• [Challenge] Will you quote all of the entries, word for word?

(Records excerpted from a collection)
^^^^

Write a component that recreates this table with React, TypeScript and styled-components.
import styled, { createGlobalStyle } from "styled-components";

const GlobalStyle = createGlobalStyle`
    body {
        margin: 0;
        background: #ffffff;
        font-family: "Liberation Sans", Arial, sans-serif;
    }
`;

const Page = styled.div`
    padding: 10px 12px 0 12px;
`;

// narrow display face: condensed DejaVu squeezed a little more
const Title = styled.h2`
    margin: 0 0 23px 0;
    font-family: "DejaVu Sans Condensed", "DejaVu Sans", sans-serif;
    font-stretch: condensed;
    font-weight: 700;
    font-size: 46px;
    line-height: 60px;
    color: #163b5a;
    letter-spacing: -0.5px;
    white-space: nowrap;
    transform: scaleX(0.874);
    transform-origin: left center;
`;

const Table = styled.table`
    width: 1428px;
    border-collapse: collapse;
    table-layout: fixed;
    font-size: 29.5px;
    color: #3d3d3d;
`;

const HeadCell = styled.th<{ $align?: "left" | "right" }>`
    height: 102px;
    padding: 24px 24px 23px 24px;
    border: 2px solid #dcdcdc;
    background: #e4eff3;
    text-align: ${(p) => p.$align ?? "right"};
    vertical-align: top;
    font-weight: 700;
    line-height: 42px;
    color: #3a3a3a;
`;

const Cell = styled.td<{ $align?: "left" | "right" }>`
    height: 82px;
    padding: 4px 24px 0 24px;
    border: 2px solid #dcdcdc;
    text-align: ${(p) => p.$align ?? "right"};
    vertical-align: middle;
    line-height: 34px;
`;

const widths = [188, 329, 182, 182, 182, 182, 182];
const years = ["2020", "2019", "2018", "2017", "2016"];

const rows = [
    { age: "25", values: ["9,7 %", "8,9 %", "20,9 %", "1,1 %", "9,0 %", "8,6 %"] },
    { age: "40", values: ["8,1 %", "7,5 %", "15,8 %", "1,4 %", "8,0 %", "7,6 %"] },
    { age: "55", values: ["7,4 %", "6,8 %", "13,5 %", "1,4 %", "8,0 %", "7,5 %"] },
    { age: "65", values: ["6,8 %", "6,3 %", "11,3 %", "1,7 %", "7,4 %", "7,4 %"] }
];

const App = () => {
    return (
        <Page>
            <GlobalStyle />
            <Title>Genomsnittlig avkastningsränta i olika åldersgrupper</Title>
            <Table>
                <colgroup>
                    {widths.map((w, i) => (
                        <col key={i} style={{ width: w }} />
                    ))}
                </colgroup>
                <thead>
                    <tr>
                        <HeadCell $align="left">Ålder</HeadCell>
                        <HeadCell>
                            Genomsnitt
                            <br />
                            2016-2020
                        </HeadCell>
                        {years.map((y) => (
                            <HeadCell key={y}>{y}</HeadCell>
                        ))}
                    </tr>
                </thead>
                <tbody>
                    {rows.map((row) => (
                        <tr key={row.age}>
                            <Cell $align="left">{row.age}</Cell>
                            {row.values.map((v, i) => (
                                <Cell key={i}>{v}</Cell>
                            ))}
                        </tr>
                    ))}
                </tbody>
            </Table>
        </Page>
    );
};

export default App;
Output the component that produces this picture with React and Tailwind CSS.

^^^^

• [Written response]
Write a component that recreates this table with React, TypeScript and styled-components.
import styled, { createGlobalStyle } from "styled-components";

const GlobalStyle = createGlobalStyle`
    body {
        margin: 0;
        background: #ffffff;
        font-family: "Liberation Sans", Arial, sans-serif;
    }
`;

const Page = styled.div`
    padding: 10px 12px 0 12px;
`;

// narrow display face: condensed DejaVu squeezed a little more
const Title = styled.h2`
    margin: 0 0 23px 0;
    font-family: "DejaVu Sans Condensed", "DejaVu Sans", sans-serif;
    font-stretch: condensed;
    font-weight: 700;
    font-size: 46px;
    line-height: 60px;
    color: #163b5a;
    letter-spacing: -0.5px;
    white-space: nowrap;
    transform: scaleX(0.874);
    transform-origin: left center;
`;

const Table = styled.table`
    width: 1428px;
    border-collapse: collapse;
    table-layout: fixed;
    font-size: 29.5px;
    color: #3d3d3d;
`;

const HeadCell = styled.th<{ $align?: "left" | "right" }>`
    height: 102px;
    padding: 24px 24px 23px 24px;
    border: 2px solid #dcdcdc;
    background: #e4eff3;
    text-align: ${(p) => p.$align ?? "right"};
    vertical-align: top;
    font-weight: 700;
    line-height: 42px;
    color: #3a3a3a;
`;

const Cell = styled.td<{ $align?: "left" | "right" }>`
    height: 82px;
    padding: 4px 24px 0 24px;
    border: 2px solid #dcdcdc;
    text-align: ${(p) => p.$align ?? "right"};
    vertical-align: middle;
    line-height: 34px;
`;

const widths = [188, 329, 182, 182, 182, 182, 182];
const years = ["2020", "2019", "2018", "2017", "2016"];

const rows = [
    { age: "25", values: ["9,7 %", "8,9 %", "20,9 %", "1,1 %", "9,0 %", "8,6 %"] },
    { age: "40", values: ["8,1 %", "7,5 %", "15,8 %", "1,4 %", "8,0 %", "7,6 %"] },
    { age: "55", values: ["7,4 %", "6,8 %", "13,5 %", "1,4 %", "8,0 %", "7,5 %"] },
    { age: "65", values: ["6,8 %", "6,3 %", "11,3 %", "1,7 %", "7,4 %", "7,4 %"] }
];

const App = () => {
    return (
        <Page>
            <GlobalStyle />
            <Title>Genomsnittlig avkastningsränta i olika åldersgrupper</Title>
            <Table>
                <colgroup>
                    {widths.map((w, i) => (
                        <col key={i} style={{ width: w }} />
                    ))}
                </colgroup>
                <thead>
                    <tr>
                        <HeadCell $align="left">Ålder</HeadCell>
                        <HeadCell>
                            Genomsnitt
                            <br />
                            2016-2020
                        </HeadCell>
                        {years.map((y) => (
                            <HeadCell key={y}>{y}</HeadCell>
                        ))}
                    </tr>
                </thead>
                <tbody>
                    {rows.map((row) => (
                        <tr key={row.age}>
                            <Cell $align="left">{row.age}</Cell>
                            {row.values.map((v, i) => (
                                <Cell key={i}>{v}</Cell>
                            ))}
                        </tr>
                    ))}
                </tbody>
            </Table>
        </Page>
    );
};

export default App;
Output the component that produces this picture with React and Tailwind CSS.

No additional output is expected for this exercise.